4. Yetki Devri Sırasında Yapılan Hatalar ve Çözümleri
Niyet iyi olsa da bazı yaygın hatalar süreci baltalayabilir. Bunları ve çözümlerini bilmek, başarınızı garantiler:
- “Yık ve Kaç” Yöntemi: Görevi yetersiz bilgi ve destekle çalışanın üzerine atıp kenara çekilmek.
- Çözüm: Yukarıda bahsedilen 5 adımlı yöntemi sabırla uygulayın. Yetki devri bir süreçtir, tek seferlik bir olay değil. Düzenli geri bildirim ve destek toplantıları planlayın.
- Mikro yönetim (Sürekli Müdahale): Görevi devrettikten sonra çalışanın her adımını kontrol etmek, her kararını sorgulamak.
- Çözüm: Sonuca odaklanın, sürece değil. Bırakın çalışan, hedefe kendi yöntemiyle (belirlenen sınırlar içinde) ulaşsın. Bu, onun problem çözme yeteneğini geliştirir. “Nasıl gidiyor?” demek yerine, “Herhangi bir desteğe ihtiyacın var mı?” diye sorun.
- Hataları Cezalandırmak: Yapılan ilk hatada çalışanı suçlamak ve sert tepki göstermek.

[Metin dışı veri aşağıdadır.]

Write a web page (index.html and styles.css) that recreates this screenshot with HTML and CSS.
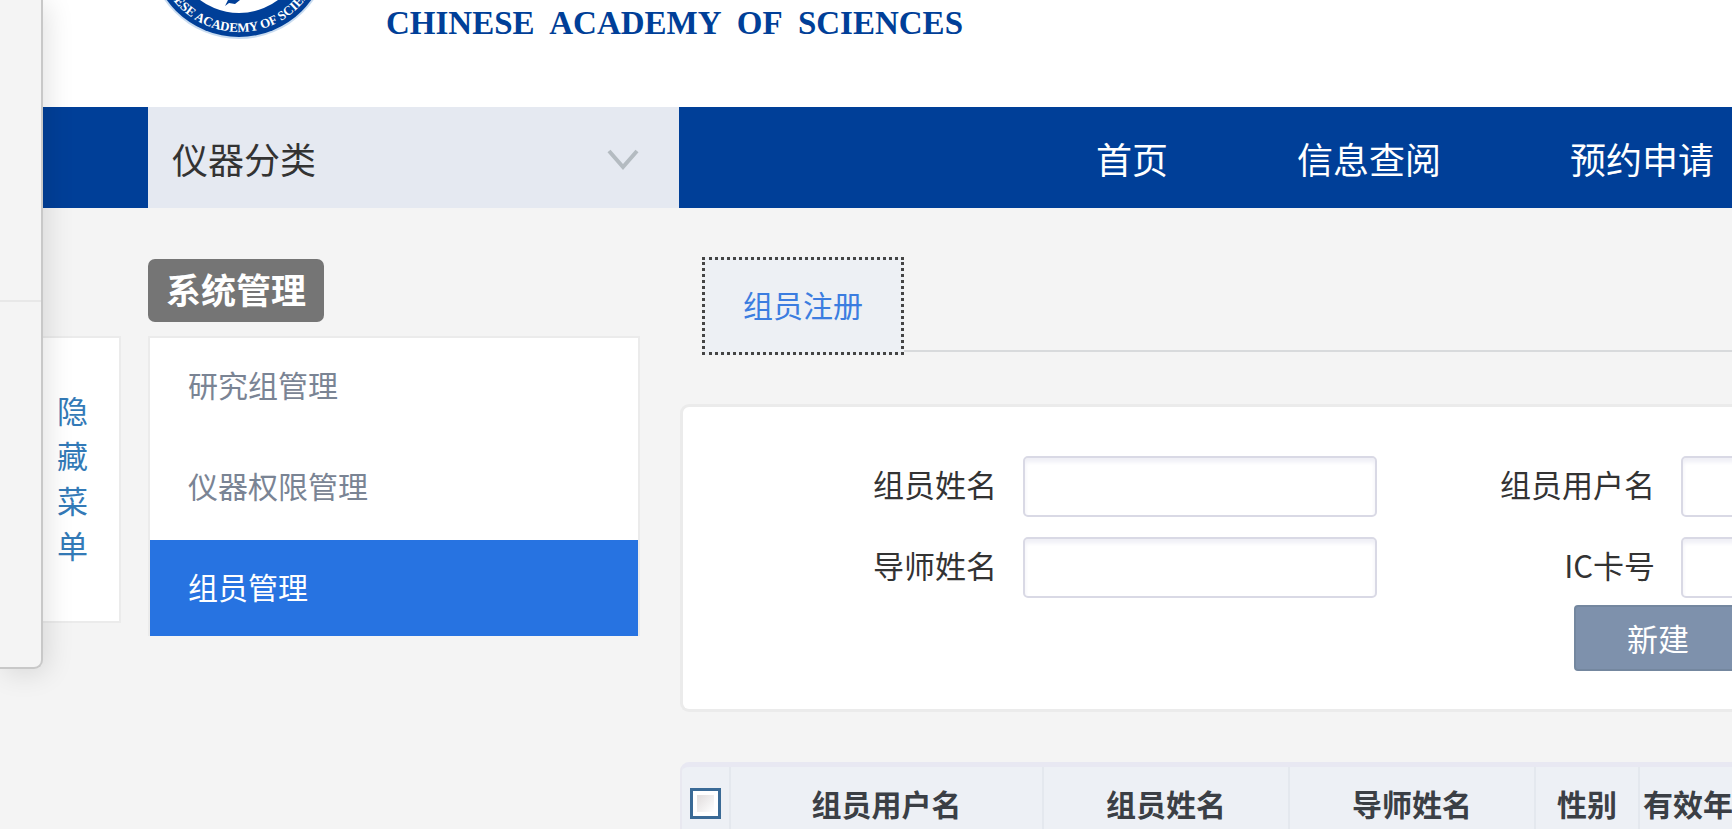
FILE: index.html
```html
<!DOCTYPE html>
<html lang="zh-CN">
<head>
    <meta charset="UTF-8">
    <meta name="viewport" content="width=device-width, initial-scale=1.0">
    <title>组员管理</title>
    <link rel="stylesheet" href="styles.css">
</head>
<body>
    <!-- 顶部标识 -->
    <header class="header">
        <svg class="logo" viewBox="149 0 184 40" aria-hidden="true">
            <defs>
                <path id="ring" d="M156 -52 A84 84 0 0 0 324 -52"/>
            </defs>
            <circle cx="240" cy="-52" r="91" fill="#c9dcf0"/>
            <circle cx="240" cy="-52" r="89" fill="#003f98"/>
            <circle cx="240" cy="-52" r="65" fill="#fff"/>
            <path d="M226 6 L229 0 H241 L236 4 L230 3 Z" fill="#003f98"/>
            <text class="logo-text" text-anchor="middle">
                <textPath href="#ring" startOffset="50%">CHINESE ACADEMY OF SCIENCES</textPath>
            </text>
        </svg>
        <p class="site-name">CHINESE  ACADEMY  OF  SCIENCES</p>
    </header>

    <!-- 导航 -->
    <nav class="navbar">
        <button class="category" type="button">
            仪器分类
            <svg class="arrow" viewBox="0 0 32 26" aria-hidden="true">
                <path d="M2 6 L16 22 L30 6" fill="none" stroke="#b4bbc1" stroke-width="4"/>
            </svg>
        </button>
        <div class="nav-links">
            <a href="#">首页</a>
            <a href="#">信息查阅</a>
            <a href="#">预约申请</a>
        </div>
    </nav>

    <!-- 主体 -->
    <div class="main">
        <a class="hide-menu" href="#">隐藏菜单</a>

        <aside class="sidebar">
            <h2 class="side-title">系统管理</h2>
            <ul class="side-menu">
                <li><a href="#">研究组管理</a></li>
                <li><a href="#">仪器权限管理</a></li>
                <li><a class="active" href="#">组员管理</a></li>
            </ul>
        </aside>

        <main class="content">
            <div class="tabs">
                <a class="tab" href="#">组员注册</a>
            </div>

            <form class="card">
                <div class="fields">
                    <label for="memberName">组员姓名</label>
                    <input type="text" id="memberName">
                    <label for="userName">组员用户名</label>
                    <input type="text" id="userName">
                    <label for="tutorName">导师姓名</label>
                    <input type="text" id="tutorName">
                    <label for="cardNo">IC卡号</label>
                    <input type="text" id="cardNo">
                </div>
                <button class="btn" type="button">新建</button>
            </form>

            <div class="table-box">
                <table>
                    <thead>
                        <tr>
                            <th class="col-check"><input type="checkbox" aria-label="全选"></th>
                            <th class="col-user">组员用户名</th>
                            <th class="col-name">组员姓名</th>
                            <th class="col-name">导师姓名</th>
                            <th class="col-sex">性别</th>
                            <th class="col-date">有效年</th>
                        </tr>
                    </thead>
                </table>
            </div>
        </main>
    </div>

    <!-- 左侧浮动面板 -->
    <div class="float-panel">
        <div class="float-head"></div>
    </div>
</body>
</html>
```

FILE: styles.css
```css
* {
    margin: 0;
    padding: 0;
    box-sizing: border-box;
}

body {
    position: relative;
    min-height: 100vh;
    background: #f4f4f4;
    color: #333;
    font-family: "Noto Sans CJK SC", sans-serif;
    font-size: 31px;
    overflow: hidden;
}

a {
    color: inherit;
    text-decoration: none;
}

button,
input {
    font: inherit;
}

/* 顶部标识 */
.header {
    display: flex;
    align-items: flex-start;
    gap: 54px;
    height: 107px;
    padding-left: 148px;
    background: #fff;
}

.logo {
    width: 184px;
    height: 40px;
}

.logo-text {
    fill: #fff;
    font-family: "Liberation Serif", serif;
    font-size: 13px;
    font-weight: bold;
}

.site-name {
    color: #003f98;
    font-family: "Liberation Serif", serif;
    font-size: 33px;
    font-weight: bold;
    line-height: 46px;
    white-space: pre;
}

/* 导航 */
.navbar {
    display: flex;
    height: 101px;
    padding-left: 148px;
    background: #003f98;
    font-size: 36px;
}

.category {
    display: flex;
    flex: none;
    align-items: center;
    justify-content: space-between;
    width: 531px;
    padding: 0 40px 0 24px;
    border: 0;
    background: #e5e9f1;
    color: #333;
    cursor: pointer;
}

.arrow {
    width: 32px;
    height: 26px;
}

.nav-links {
    display: flex;
    flex: 1;
    align-items: center;
    justify-content: flex-end;
    gap: 129px;
    padding-right: 18px;
    color: #fff;
}

/* 主体 */
.main {
    display: flex;
    align-items: flex-start;
}

.hide-menu {
    width: 121px;
    height: 287px;
    margin-top: 128px;
    padding: 49px 34px 0 55px;
    border: 2px solid #ebebeb;
    background: #fff;
    color: #337ab7;
    line-height: 45px;
}

.sidebar {
    width: 492px;
    margin: 51px 40px 0 27px;
}

.side-title {
    display: inline-block;
    padding: 0 18px 4px;
    border-radius: 7px;
    background: #757575;
    color: #fff;
    font-size: 35px;
    line-height: 59px;
    vertical-align: top;
}

.side-menu {
    margin-top: 14px;
    border: 2px solid #ebebeb;
    border-bottom: 0;
    background: #fff;
    font-size: 30px;
    list-style: none;
}

.side-menu a {
    display: block;
    padding: 0 0 8px 38px;
    color: #7a8494;
    line-height: 93px;
}

.side-menu .active {
    padding-bottom: 4px;
    background: #2773e1;
    color: #fff;
    line-height: 92px;
}

.content {
    flex: 1;
    min-width: 0;
    margin-top: 49px;
}

/* 标签页 */
.tabs {
    display: flex;
    padding-left: 22px;
}

.tabs::after {
    content: "";
    flex: 1;
    margin-bottom: 3px;
    border-bottom: 2px solid #d8dadc;
}

.tab {
    padding: 0 38px 4px;
    border: 3px dotted #444;
    background: #edf0f4;
    color: #3b7de0;
    font-size: 30px;
    line-height: 88px;
}

/* 查询表单 */
.card {
    height: 308px;
    margin-top: 49px;
    padding-top: 49px;
    border: 3px solid #ebebeb;
    border-right: 0;
    border-radius: 9px 0 0 9px;
    background: #fff;
    overflow: hidden;
}

.fields {
    display: grid;
    grid-template-columns: 314px 354px 252px 354px;
    gap: 20px 26px;
    align-items: center;
}

.fields label {
    padding-bottom: 6px;
    line-height: 55px;
    text-align: right;
}

.fields input {
    width: 100%;
    height: 61px;
    padding: 0 12px;
    border: 2px solid #d9d9e5;
    border-radius: 5px;
    background: #fff;
    box-shadow: inset 0 4px 4px #efeff6;
}

.btn {
    width: 168px;
    height: 66px;
    margin: 7px 0 0 891px;
    border: 2px solid #74879f;
    border-radius: 4px;
    background: #7e91ac;
    color: #fff;
    line-height: 62px;
    cursor: pointer;
}

/* 列表 */
.table-box {
    margin-top: 50px;
    border-top: 5px solid #e8e8f2;
    border-left: 2px solid #e8e8f0;
    border-radius: 9px 0 0 0;
    background: #edf0f5;
    overflow: hidden;
}

table {
    width: 100%;
    border-collapse: collapse;
    table-layout: fixed;
}

th {
    height: 72px;
    border-right: 2px solid #e4e8ee;
    color: #3b3f45;
    font-size: 30px;
    white-space: nowrap;
}

.col-check {
    width: 48px;
}

.col-user {
    width: 313px;
}

.col-name {
    width: 246px;
}

.col-sex {
    width: 104px;
}

.col-date {
    padding-left: 3px;
    border-right: 0;
    text-align: left;
}

th input {
    appearance: none;
    display: block;
    width: 31px;
    height: 31px;
    margin: 0 auto;
    border: 3px solid #3a6a96;
    background: linear-gradient(135deg, #e0dcdc, #fff) center / 17px 17px no-repeat #fff;
}

/* 左侧浮动面板 */
.float-panel {
    position: absolute;
    top: 0;
    left: 0;
    width: 43px;
    height: 669px;
    border: solid #c8c8c8;
    border-width: 0 2px 2px 0;
    border-bottom-right-radius: 9px;
    background: #f4f4f4;
    box-shadow: 4px 4px 28px rgba(0, 0, 0, 0.12);
}

.float-head {
    height: 302px;
    border-bottom: 2px solid #e8e8e8;
}
```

- Çözüm: Hataların öğrenme sürecinin doğal bir parçası olduğunu kabul edin. Sakin bir şekilde hatanın nedenini analiz edin ve “Bir dahaki sefere bunu nasıl önleyebiliriz?” sorusuna birlikte cevap arayın. Güvenli bir ortam yaratmazsanız, kimse inisiyatif almaktan hoşlanmaz.

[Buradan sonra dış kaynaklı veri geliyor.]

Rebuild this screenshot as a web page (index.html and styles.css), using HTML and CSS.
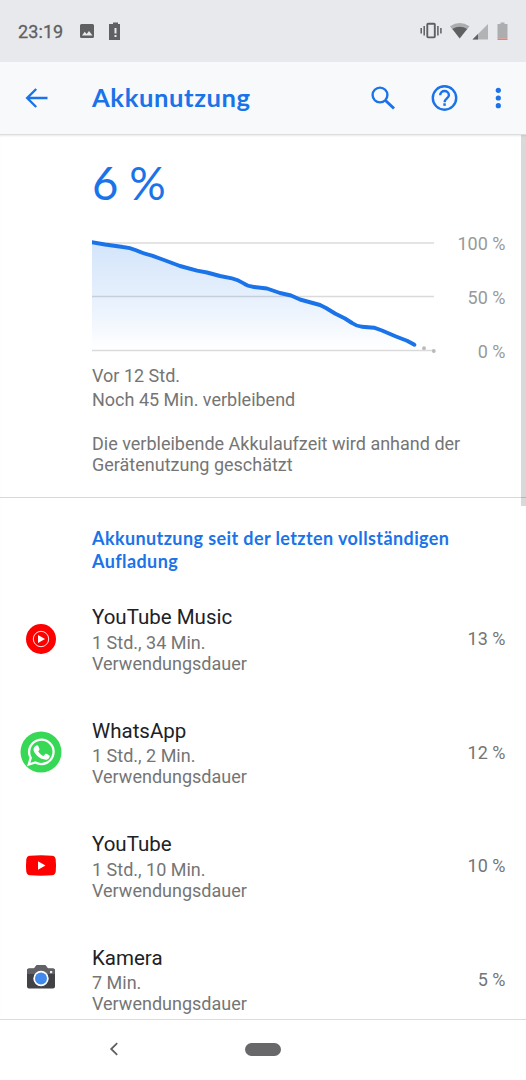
FILE: index.html
```html
<!DOCTYPE html>
<html lang="de">
<head>
<meta charset="utf-8">
<title>Akkunutzung</title>
<link rel="stylesheet" href="styles.css">
</head>
<body>
<div class="phone">
  <header class="status">
    <span class="clock">23:19</span>
    <svg class="status-left" width="46" height="22" viewBox="0 0 46 22">
      <path fill="#5f6062" fill-rule="evenodd" d="M3.500 4h11a1.500 1.500 0 0 1 1.500 1.500v11a1.500 1.500 0 0 1-1.500 1.500h-11A1.500 1.500 0 0 1 2 16.500v-11A1.500 1.500 0 0 1 3.500 4zM4 15.500h10.500l-3.500-4.500-2.300 3-2-2.300z"/>
      <path fill="#5f6062" fill-rule="evenodd" d="M35 2.500h5v1.500h2v16H31V4h4zM36.500 8v5.500h2V8zM36.500 15v2h2v-2z"/>
    </svg>
    <svg class="status-right" width="90" height="22" viewBox="0 0 90 22">
      <g fill="none" stroke="#5f6062" stroke-width="1.500"><rect x="7.300" y="3.700" width="7.500" height="13.700" rx=".8" stroke-width="1.900"/><path d="M4.200 6v9.500M1.200 8v5.500M17.900 6v9.500M20.900 8v5.500"/></g>
      <path fill="#acadaf" d="M30 6.200Q39.700-.4 49.500 6.200L47 9.400H32.500z"/>
      <path fill="#5f6062" d="M32.300 9Q39.700 4.500 47.200 9L39.700 18.500z"/>
      <path fill="#b2b3b5" d="M68 4v15.500H52.500z"/><path fill="#5f6062" d="M58 14v5.500H52.500z"/>
      <path fill="#acadaf" d="M80.500 2.500h4V4h3v14.500h-10V4h3z"/><path fill="#e98075" d="M77.500 18.500h10V20h-10z"/>
    </svg>
  </header>
  <div class="toolbar">
    <svg class="back" width="24" height="22" viewBox="0 0 24 22"><path d="M22.500 11H2M11.200 2L2.200 11l9 9" fill="none" stroke="#1a73e8" stroke-width="2.400"/></svg>
    <h1 class="title">Akkunutzung</h1>
    <svg class="actions" width="136" height="30" viewBox="0 0 136 30">
      <g fill="none" stroke="#1a73e8">
        <circle cx="10" cy="12" r="7.400" stroke-width="2.400"/><path d="M15.500 17.500l8.500 8" stroke-width="3"/>
        <circle cx="74.500" cy="15" r="11.700" stroke-width="2.400"/>
        <path d="M70.200 12.200c0-5.600 8.700-5.600 8.700 0 0 3-4.300 3.400-4.300 7" stroke-width="2.400"/>
      </g>
      <g fill="#1a73e8"><path d="M73.300 20.300h2.500v2.500h-2.500z"/><circle cx="128.300" cy="7.300" r="2.600"/><circle cx="128.300" cy="15" r="2.600"/><circle cx="128.300" cy="22.700" r="2.600"/></g>
    </svg>
  </div>
  <main class="content">
    <section class="summary">
      <div class="level">6 %</div>
      <div class="graph">
        <svg class="curve" width="346" height="124" viewBox="92 234 346 124">
          <defs><linearGradient id="fade" x1="0" y1="242" x2="0" y2="350" gradientUnits="userSpaceOnUse"><stop offset="0" stop-color="#1a73e8" stop-opacity=".19"/><stop offset=".5" stop-color="#1a73e8" stop-opacity=".11"/><stop offset="1" stop-color="#1a73e8" stop-opacity="0"/></linearGradient></defs>
          <path d="M92 243H434" stroke="#e4e4e4" stroke-width="2"/>
          <path d="M92 296.500H434M92 350.500H434" stroke="#dadada" stroke-width="1.300"/>
          <path fill="url(#fade)" d="M92 242L105 244.500 128 248 141 252 164 260 180 266 197 271 220 276 239 281 248 285.500 267 288.500 280 293 291 295.500 300 299.500 321 305.500 335 313.500 345 318.500 357 325.500 374 328 396 337 407 341 415 345V350H92z"/>
          <path fill="none" stroke="#1a73e8" stroke-width="3.900" stroke-linejoin="round" d="M91 242L105 244.500 123 247Q130 247.500 136 250.300T152 255.600L164 260 180 266 197 270.700 207 272.500 220 276 232 278.300Q238 279.500 243 283T254 287L267 288.500 280 293 291 295.500 300 299.500 320 305 326 308 335 313.500 345 318.500 352 323Q357 326.500 362 326.700L374 327.700 382 330.500 396 336.500 407 340.700 414.500 344.700"/>
          <circle cx="414.500" cy="344.800" r="1.900" fill="#1a73e8"/>
          <circle cx="424" cy="348.200" r="1.900" fill="#b9babb"/><circle cx="433.800" cy="351" r="1.900" fill="#b9babb"/>
        </svg>
        <div class="scale"><span>100 %</span><span>50 %</span><span>0 %</span></div>
      </div>
      <p class="text since">Vor 12 Std.</p>
      <p class="text left">Noch 45 Min. verbleibend</p>
      <p class="text hint">Die verbleibende Akkulaufzeit wird anhand der<br>Gerätenutzung geschätzt</p>
    </section>
    <h2 class="heading">Akkunutzung seit der letzten vollständigen<br>Aufladung</h2>
    <ul class="apps">
      <li class="app">
        <svg class="icon" width="42" height="42" viewBox="0 0 42 42"><circle cx="21" cy="21" r="15" fill="red"/><circle cx="21" cy="21" r="7.700" fill="none" stroke="#fff" stroke-width=".9"/><path d="M18 17l7 4-7 4z" fill="#fff"/></svg>
        <div class="details"><h3 class="name">YouTube Music</h3><p class="text">1 Std., 34 Min.<br>Verwendungsdauer</p></div><span class="share">13 %</span>
      </li>
      <li class="app">
        <svg class="icon" width="42" height="42" viewBox="0 0 42 42"><circle cx="21" cy="21" r="20.500" fill="#37d855"/><path d="M8.700 33.500l2-6.700a12.200 12.200 0 1 1 4.700 4.700z" fill="none" stroke="#fff" stroke-width="2.300"/><path fill="#fff" d="M16.500 14.400c.7-.2 1.500 0 1.800.7l1.200 2.800c.2.700-.4 1.400-1.300 2.300 1.200 2.200 2.900 3.700 5.300 4.800l1.700-2c.4-.4.8-.4 1.300-.2l2.700 1.400c.7.400.5 1.500.2 2.200-.7 1.700-3 2.600-4.800 2.200-5.200-1-8.800-4.300-10.700-8.300-1-2.200-.2-5 2.600-5.900z"/></svg>
        <div class="details"><h3 class="name">WhatsApp</h3><p class="text">1 Std., 2 Min.<br>Verwendungsdauer</p></div><span class="share">12 %</span>
      </li>
      <li class="app">
        <svg class="icon" width="42" height="42" viewBox="0 0 42 42"><path fill="red" d="M10 10.700Q21 9.900 32 10.700 35.300 11 35.700 14.500 36.300 20.500 35.700 26.500 35.300 30 32 30.300 21 31.100 10 30.300 6.700 30 6.300 26.500 5.700 20.500 6.300 14.500 6.700 11 10 10.700z"/><path d="M18 16.300l7.500 4.200-7.500 4.200z" fill="#fff"/></svg>
        <div class="details"><h3 class="name">YouTube</h3><p class="text">1 Std., 10 Min.<br>Verwendungsdauer</p></div><span class="share">10 %</span>
      </li>
      <li class="app">
        <svg class="icon" width="42" height="42" viewBox="0 1 42 42"><path fill="#424246" d="M9 11.500h5l2.400-3.100q.4-.4 1-.4h7.200q.6 0 1 .4l2.400 3.100h5q2 0 2 2v16q0 2-2 2H9q-2 0-2-2v-16q0-2 2-2z"/><path fill="#626266" d="M9 11.500h5l2.400-3.100q.4-.4 1-.4h7.200q.6 0 1 .4l2.400 3.100h5q2 0 2 2V17H7v-3.500q0-2 2-2z"/><circle cx="21" cy="21.500" r="7.700" fill="#fff"/><circle cx="21" cy="21.500" r="6" fill="#4289ed"/><path fill="#eee" d="M30 14h2.200v2.200H30z"/></svg>
        <div class="details"><h3 class="name">Kamera</h3><p class="text">7 Min.<br>Verwendungsdauer</p></div><span class="share">5 %</span>
      </li>
    </ul>
    <div class="scrollbar"></div>
  </main>
  <nav class="navigation">
    <svg class="nav-back" width="10" height="14" viewBox="0 0 10 14"><path d="M8.200 1.200L2.200 7l6 5.800" fill="none" stroke="#5f6062" stroke-width="1.800"/></svg>
    <div class="pill"></div>
  </nav>
</div>
</body>
</html>
```
FILE: styles.css
```css
* { box-sizing: border-box; }
body, h1, h2, h3, p, ul { margin: 0; padding: 0; }
body { background: #fff; font-family: Roboto, sans-serif; }
svg { display: block; flex: none; }
.phone { width: 526px; height: 1080px; display: flex; flex-direction: column; overflow: hidden; }

.status { flex: none; height: 62px; display: flex; align-items: center; background: #e8e9ec; color: #5f6062; padding: 0 16px 0 18px; }
.clock { width: 60px; font-size: 18px; line-height: 22px; letter-spacing: .1px; -webkit-text-stroke: .3px #5f6062; padding-top: 1px; }
.status-right { margin-left: auto; }

.toolbar { flex: none; height: 72px; display: flex; align-items: center; background: #f8f9fb; padding: 0 20px 0 25px; }
.title { margin-left: 43px; padding-bottom: 2px; font: 700 25.600px/32px Lato, sans-serif; letter-spacing: .6px; color: #1a73e8; white-space: nowrap; }
.actions { margin-left: auto; }

.content { position: relative; flex: 1; min-height: 0; overflow: hidden; border-top: 1px solid #dcdddf; box-shadow: inset 0 2px 2px -1px #e8e9ea; }
.summary { height: 363px; padding: 23px 20.500px 0 92px; border-bottom: 1px solid #d8d8d8; }
.level { height: 50px; font: 400 45.500px/50px Lato, sans-serif; letter-spacing: -.4px; color: #1a73e8; white-space: pre; }
.graph { display: flex; justify-content: space-between; height: 124px; margin-top: 26px; }
.scale { display: flex; flex-direction: column; gap: 33px; margin-top: -1px; text-align: right; color: #999; font-size: 18px; line-height: 21px; }
.text { font-size: 18px; line-height: 21px; color: #757575; white-space: nowrap; }
.since { margin-top: 7px; }
.left { margin-top: 3px; }
.hint { margin-top: 23px; }

.heading { height: 84px; padding: 29px 0 0 92px; font: 700 18px/23px Lato, sans-serif; letter-spacing: .4px; color: #1a73e8; white-space: nowrap; }
.apps { list-style: none; }
.app { height: 113.500px; display: flex; align-items: center; padding: 0 20.500px 0 20px; }
.details { margin-left: 30px; padding-top: 1px; }
.name { font-size: 20.500px; font-weight: 400; line-height: 24px; color: #202124; margin-bottom: 2.500px; }
.share { margin-left: auto; font-size: 18px; line-height: 21px; color: #757575; }
.scrollbar { position: absolute; top: 0; right: 0; width: 5px; height: 371px; background: rgba(0, 0, 0, .15); }

.navigation { flex: none; height: 61px; display: grid; grid-template-columns: 10px 36px; column-gap: 126px; align-items: center; padding: 0 0 2px 109px; border-top: 1px solid #dcdcdc; background: #fff; }
.pill { width: 36px; height: 13px; border-radius: 7px; background: #68686a; }
```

- Sorun Anında Görevi Geri Almak: En ufak bir pürüzde “Ver onu ben yaparım” diyerek görevi geri almak.
- Çözüm: Bu, çalışana “Beceremedin” demenin en kötü yoludur. Bunun yerine koçluk yapın. Sorunu çözmesi için ona sorularla yol gösterin. Bu hem sorunu çözmesini hem de gelecekte benzer durumlarla başa çıkmayı öğrenmesini sağlar.
Sonuç olarak; yetki devri, bir kontrol kaybı değil, tam aksine en üst düzeyde denetime ulaşma biçimidir. Bu, sizin her şeye yetiştiğiniz bir kontrol değil, her işin doğru kişi tarafından, doğru şekilde ve zamanında yapıldığı, kendi kendine işleyen bir sistemin tanımıdır. Unutmayın “güven denetime engel değildir.”
Bugün, bu yazıyı okuduktan sonra kendinize şu soruyu sorun: “Hemen şimdi, kime, hangi küçük sorumluluğu devrederek ilk adımı atabilirim?” Unutmayın, devrettiğiniz şey sadece bir görev değil; ekibinize duyduğunuz güven, onlara sunduğunuz gelişim fırsatı ve eczanenizin geleceğine yaptığınız bir yatırımdır.